— Short task —
Going from the top of the data below, give again each line through the one containing "const [song, setSong]", both ends kept.
──────── Records shown
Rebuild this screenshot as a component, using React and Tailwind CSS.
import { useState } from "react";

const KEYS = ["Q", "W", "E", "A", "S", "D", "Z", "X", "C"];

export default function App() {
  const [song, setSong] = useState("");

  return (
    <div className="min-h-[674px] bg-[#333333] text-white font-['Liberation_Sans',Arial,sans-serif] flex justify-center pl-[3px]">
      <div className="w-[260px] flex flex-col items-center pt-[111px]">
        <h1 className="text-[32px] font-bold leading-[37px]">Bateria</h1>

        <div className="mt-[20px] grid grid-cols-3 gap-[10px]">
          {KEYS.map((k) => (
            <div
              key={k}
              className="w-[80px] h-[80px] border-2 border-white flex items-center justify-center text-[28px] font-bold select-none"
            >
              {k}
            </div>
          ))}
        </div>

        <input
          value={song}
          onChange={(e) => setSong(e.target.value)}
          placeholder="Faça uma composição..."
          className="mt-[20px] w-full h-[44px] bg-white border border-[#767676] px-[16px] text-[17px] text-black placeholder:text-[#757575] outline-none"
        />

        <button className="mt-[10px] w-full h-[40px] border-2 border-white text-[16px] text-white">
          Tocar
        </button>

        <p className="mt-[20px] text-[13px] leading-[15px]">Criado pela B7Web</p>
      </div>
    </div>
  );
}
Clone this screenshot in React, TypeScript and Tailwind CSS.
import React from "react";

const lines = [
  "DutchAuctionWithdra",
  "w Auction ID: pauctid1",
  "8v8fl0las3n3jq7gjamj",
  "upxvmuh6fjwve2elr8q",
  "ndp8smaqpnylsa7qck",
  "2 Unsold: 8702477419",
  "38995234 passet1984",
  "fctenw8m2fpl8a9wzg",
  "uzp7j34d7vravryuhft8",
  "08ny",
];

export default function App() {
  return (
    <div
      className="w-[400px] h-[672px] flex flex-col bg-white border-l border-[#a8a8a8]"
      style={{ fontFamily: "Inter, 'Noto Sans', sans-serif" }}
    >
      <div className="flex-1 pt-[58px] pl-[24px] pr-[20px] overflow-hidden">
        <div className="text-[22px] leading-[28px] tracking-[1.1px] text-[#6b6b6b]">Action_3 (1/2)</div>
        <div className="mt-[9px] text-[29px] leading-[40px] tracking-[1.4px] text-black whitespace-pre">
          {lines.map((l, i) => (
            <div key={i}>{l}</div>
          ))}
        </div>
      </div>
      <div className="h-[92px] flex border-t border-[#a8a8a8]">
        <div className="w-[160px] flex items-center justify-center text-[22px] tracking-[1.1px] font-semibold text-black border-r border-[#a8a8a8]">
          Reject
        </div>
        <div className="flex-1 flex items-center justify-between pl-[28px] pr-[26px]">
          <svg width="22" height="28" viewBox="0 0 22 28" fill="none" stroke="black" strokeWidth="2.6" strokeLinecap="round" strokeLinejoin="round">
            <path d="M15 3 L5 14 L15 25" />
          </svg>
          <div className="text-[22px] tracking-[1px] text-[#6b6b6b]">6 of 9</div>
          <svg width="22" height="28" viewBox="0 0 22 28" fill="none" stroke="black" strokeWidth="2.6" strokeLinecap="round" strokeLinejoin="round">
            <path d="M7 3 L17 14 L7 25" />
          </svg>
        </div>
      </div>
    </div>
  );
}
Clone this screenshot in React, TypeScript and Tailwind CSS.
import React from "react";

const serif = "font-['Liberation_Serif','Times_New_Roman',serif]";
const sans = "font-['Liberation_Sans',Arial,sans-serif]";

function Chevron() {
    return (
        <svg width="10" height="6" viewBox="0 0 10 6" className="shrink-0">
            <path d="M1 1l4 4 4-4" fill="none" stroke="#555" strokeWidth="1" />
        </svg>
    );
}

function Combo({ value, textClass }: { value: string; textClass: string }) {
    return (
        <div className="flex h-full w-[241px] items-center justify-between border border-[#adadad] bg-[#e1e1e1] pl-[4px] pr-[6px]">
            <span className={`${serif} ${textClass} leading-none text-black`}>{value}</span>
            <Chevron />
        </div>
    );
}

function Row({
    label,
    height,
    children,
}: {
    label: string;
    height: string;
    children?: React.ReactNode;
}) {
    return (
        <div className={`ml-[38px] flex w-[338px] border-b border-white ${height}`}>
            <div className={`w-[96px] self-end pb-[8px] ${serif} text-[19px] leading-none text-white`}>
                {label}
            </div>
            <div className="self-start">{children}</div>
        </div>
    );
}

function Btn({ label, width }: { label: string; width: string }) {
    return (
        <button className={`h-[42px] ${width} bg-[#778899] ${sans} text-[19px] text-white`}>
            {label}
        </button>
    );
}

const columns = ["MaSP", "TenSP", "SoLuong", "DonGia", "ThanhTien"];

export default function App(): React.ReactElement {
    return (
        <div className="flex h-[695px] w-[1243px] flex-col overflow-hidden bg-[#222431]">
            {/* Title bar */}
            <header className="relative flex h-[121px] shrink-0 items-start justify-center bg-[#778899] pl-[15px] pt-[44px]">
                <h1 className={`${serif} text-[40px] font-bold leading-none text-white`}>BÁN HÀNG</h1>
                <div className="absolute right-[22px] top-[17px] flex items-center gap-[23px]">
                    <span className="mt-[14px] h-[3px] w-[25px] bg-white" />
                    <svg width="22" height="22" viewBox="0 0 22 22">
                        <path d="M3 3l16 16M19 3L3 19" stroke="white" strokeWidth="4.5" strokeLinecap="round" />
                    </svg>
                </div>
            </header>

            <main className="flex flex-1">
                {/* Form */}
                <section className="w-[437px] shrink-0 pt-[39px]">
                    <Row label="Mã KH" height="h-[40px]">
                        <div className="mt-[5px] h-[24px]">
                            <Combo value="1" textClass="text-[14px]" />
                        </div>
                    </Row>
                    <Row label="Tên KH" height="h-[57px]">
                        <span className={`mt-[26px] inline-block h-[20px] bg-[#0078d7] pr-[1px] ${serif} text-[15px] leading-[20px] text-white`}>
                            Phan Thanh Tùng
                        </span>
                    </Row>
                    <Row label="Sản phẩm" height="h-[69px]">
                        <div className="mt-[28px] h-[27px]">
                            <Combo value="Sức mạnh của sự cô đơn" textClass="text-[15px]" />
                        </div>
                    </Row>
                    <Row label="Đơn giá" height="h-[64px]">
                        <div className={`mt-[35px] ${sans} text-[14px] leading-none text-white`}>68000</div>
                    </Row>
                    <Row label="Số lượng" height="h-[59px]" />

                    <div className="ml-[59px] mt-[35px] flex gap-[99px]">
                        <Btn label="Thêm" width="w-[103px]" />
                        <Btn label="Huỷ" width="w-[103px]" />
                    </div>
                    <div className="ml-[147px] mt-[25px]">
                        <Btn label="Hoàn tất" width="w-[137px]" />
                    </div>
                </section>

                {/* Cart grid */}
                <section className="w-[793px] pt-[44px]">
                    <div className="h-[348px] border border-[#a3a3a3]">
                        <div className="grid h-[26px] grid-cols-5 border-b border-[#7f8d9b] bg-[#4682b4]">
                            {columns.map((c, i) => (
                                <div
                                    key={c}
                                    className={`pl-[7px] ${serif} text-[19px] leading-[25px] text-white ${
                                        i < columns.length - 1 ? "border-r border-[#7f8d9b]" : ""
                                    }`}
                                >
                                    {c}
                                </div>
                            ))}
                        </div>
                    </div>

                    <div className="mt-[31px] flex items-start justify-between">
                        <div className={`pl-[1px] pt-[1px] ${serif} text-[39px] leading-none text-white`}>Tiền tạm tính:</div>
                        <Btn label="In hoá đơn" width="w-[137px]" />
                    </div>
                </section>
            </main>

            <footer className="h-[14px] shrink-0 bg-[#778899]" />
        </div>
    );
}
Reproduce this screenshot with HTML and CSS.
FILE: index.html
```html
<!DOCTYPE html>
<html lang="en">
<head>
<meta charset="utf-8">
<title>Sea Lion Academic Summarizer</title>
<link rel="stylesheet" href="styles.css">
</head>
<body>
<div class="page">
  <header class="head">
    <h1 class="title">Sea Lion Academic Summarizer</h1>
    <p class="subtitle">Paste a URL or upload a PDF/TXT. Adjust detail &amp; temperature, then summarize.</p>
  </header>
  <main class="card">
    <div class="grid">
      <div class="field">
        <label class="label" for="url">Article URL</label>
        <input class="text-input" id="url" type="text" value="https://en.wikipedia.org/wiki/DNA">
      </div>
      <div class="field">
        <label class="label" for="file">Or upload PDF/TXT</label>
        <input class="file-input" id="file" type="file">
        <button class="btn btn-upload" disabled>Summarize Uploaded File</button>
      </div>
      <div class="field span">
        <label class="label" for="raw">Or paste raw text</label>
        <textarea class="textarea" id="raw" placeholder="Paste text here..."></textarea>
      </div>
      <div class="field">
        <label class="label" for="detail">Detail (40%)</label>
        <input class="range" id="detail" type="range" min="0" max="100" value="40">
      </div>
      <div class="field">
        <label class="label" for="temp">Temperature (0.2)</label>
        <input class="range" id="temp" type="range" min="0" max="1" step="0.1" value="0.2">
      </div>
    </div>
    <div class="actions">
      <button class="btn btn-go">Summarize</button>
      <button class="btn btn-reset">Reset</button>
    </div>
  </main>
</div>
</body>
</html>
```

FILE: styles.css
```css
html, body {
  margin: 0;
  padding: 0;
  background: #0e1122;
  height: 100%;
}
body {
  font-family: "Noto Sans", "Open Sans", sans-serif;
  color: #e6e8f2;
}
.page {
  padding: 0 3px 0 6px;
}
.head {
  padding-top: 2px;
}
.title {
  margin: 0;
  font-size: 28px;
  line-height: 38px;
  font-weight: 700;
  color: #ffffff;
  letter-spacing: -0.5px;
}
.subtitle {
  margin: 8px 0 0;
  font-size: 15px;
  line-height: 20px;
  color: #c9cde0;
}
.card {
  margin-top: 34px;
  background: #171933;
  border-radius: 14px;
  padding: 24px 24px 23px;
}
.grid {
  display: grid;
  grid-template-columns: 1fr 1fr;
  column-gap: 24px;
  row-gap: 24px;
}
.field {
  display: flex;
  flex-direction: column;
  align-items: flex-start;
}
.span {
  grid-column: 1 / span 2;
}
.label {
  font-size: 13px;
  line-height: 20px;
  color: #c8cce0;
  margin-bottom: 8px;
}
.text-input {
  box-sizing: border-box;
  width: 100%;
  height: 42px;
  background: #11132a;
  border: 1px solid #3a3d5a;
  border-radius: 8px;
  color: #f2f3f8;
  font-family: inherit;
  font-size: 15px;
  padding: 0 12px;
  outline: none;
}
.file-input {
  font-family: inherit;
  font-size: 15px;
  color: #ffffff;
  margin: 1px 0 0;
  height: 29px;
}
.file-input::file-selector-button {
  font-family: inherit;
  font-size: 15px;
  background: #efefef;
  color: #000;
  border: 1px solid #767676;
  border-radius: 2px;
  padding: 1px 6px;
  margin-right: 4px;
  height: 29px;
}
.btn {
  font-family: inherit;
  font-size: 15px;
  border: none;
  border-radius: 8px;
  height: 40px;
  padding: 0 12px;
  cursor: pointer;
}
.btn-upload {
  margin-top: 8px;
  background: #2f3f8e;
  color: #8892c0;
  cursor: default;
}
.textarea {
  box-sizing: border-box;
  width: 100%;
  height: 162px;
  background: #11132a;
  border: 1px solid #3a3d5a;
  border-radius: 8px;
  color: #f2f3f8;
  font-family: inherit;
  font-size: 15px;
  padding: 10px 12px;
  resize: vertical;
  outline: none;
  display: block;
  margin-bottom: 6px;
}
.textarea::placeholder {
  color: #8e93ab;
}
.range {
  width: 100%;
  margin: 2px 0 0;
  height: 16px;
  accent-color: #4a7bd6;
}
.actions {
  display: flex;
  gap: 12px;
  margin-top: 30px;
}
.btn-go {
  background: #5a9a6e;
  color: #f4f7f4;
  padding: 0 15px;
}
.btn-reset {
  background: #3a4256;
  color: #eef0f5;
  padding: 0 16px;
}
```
────────────────
— Response to this task —
Rebuild this screenshot as a component, using React and Tailwind CSS.
import { useState } from "react";

const KEYS = ["Q", "W", "E", "A", "S", "D", "Z", "X", "C"];

export default function App() {
  const [song, setSong] = useState("");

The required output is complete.